Musicology and ethnomusicology need to cut back substantially on their number of graduate students, possibly reduce their number of graduate programs (and certainly refrain from adding new ones), and, especially, make a concerted effort to address what other types of work could be done by their many colleagues who do not end up in academic positions. As an example of how poorly this is done, the American Musicological Society’s official career-advice document (revised in 2011) is 195 pages long but includes only a few, scant pages about non-academic careers (borrowed from other disciplines, decades out of date, and almost completely useless).

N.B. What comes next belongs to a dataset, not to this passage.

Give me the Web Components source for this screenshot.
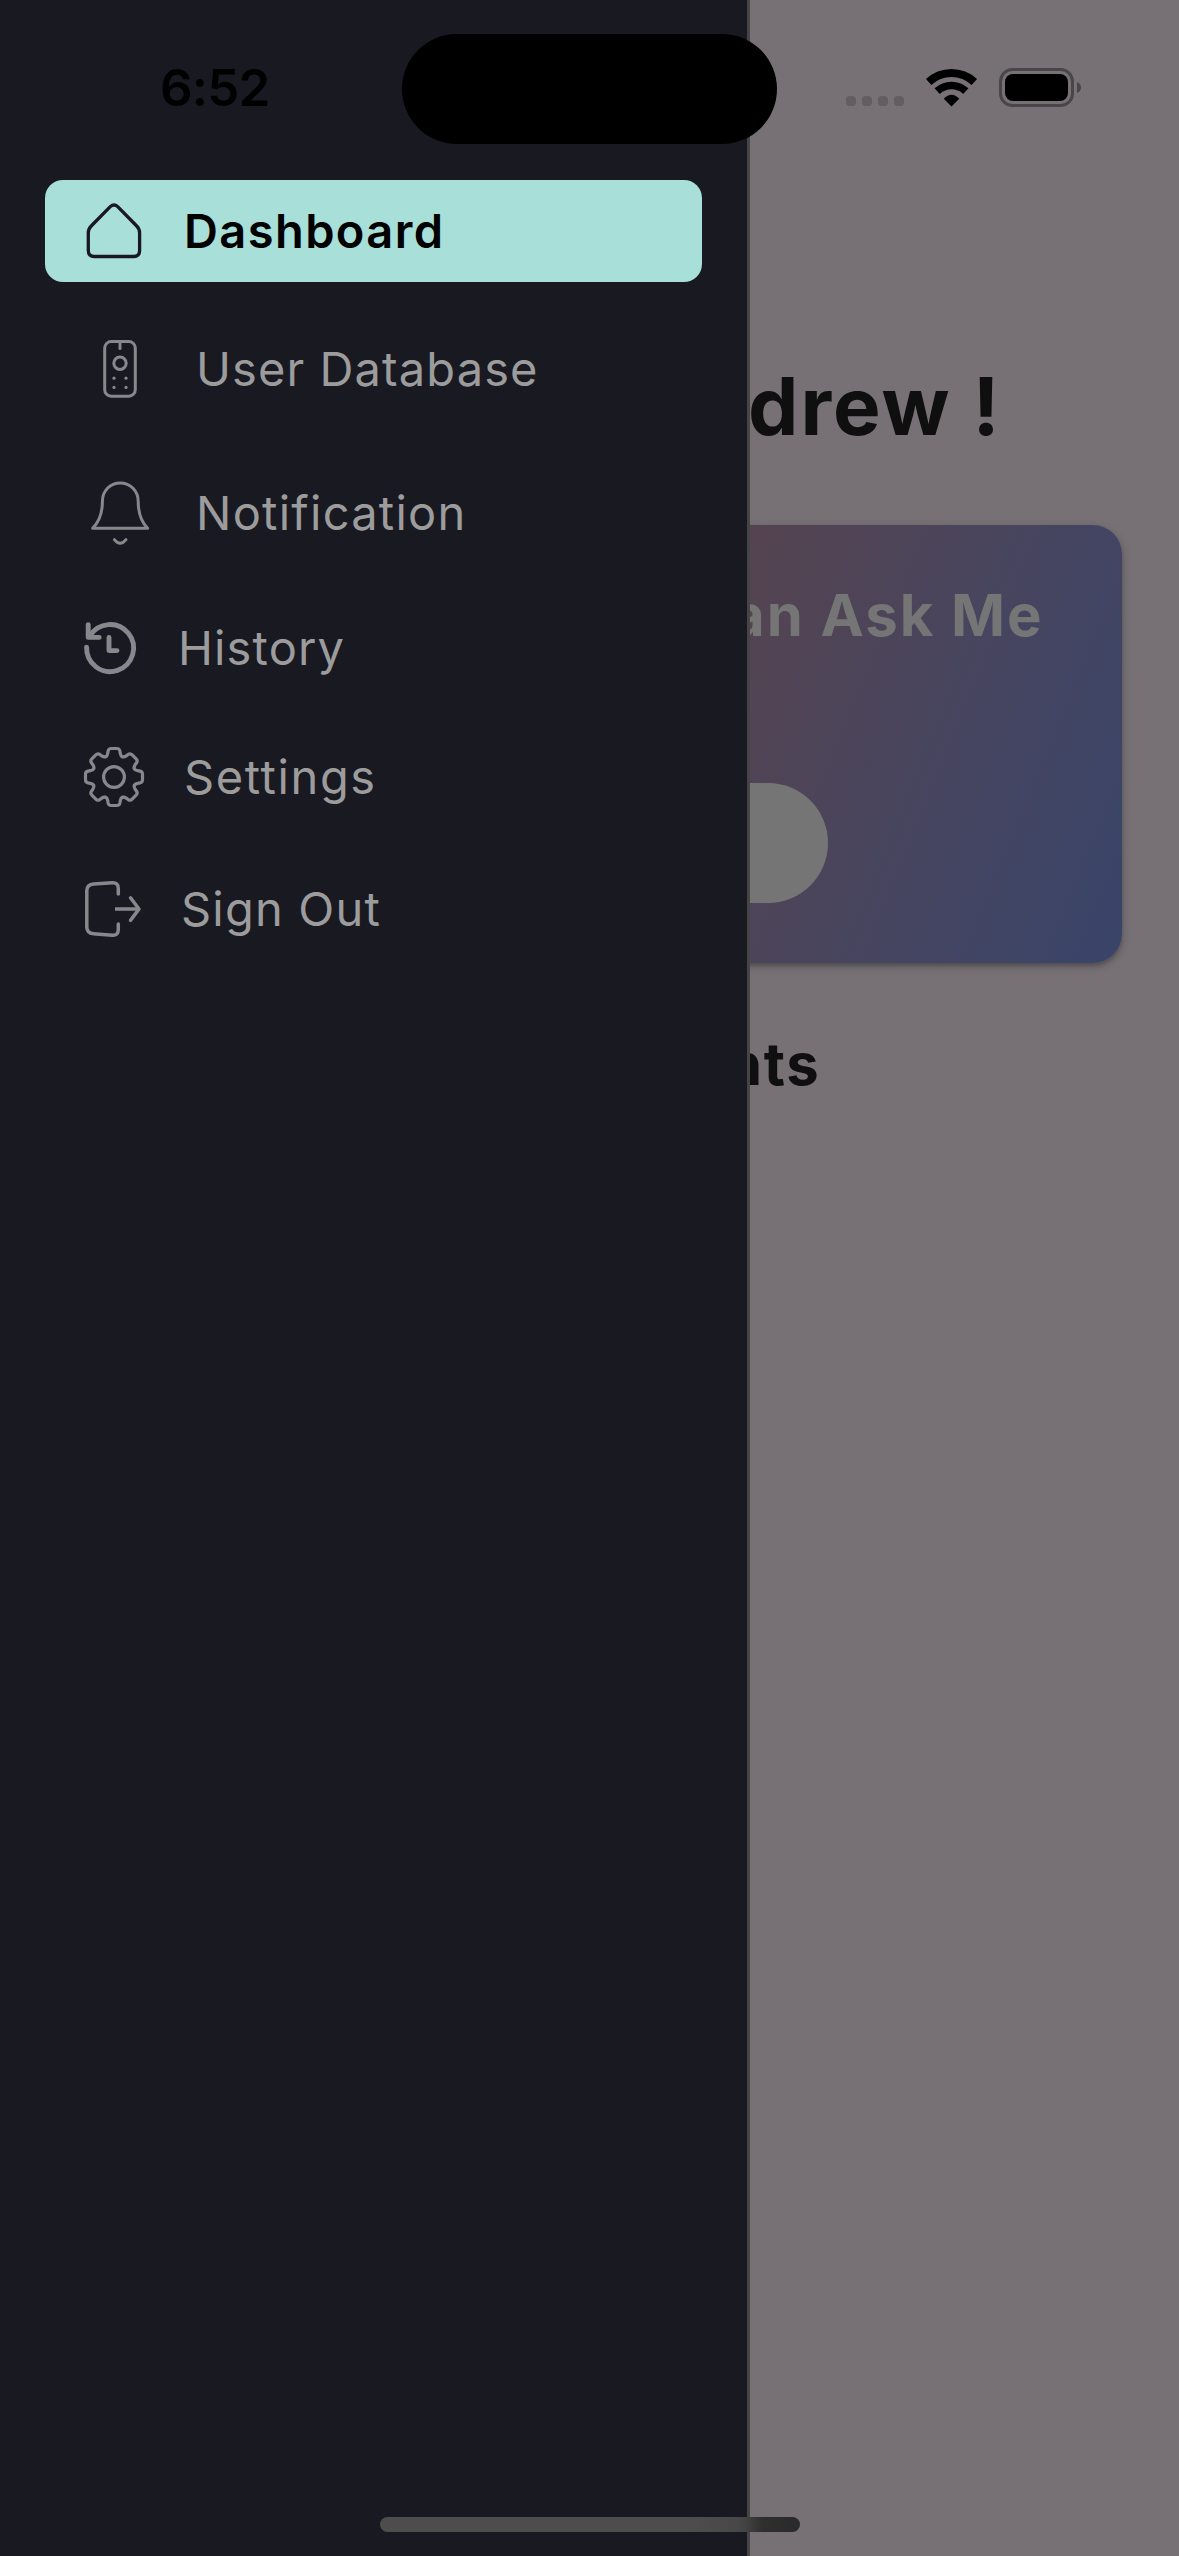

Academic music societies do not include information in their directories pertaining to the student-status and/or variable- (including non-) career situations of their members—supposedly for “privacy” reasons, but actually because they need to believe that everything already works correctly and that almost everyone ends up in a tenure-track position. They also don’t have websites that allow their membership communities to contribute directly. These fields need to do much, much better.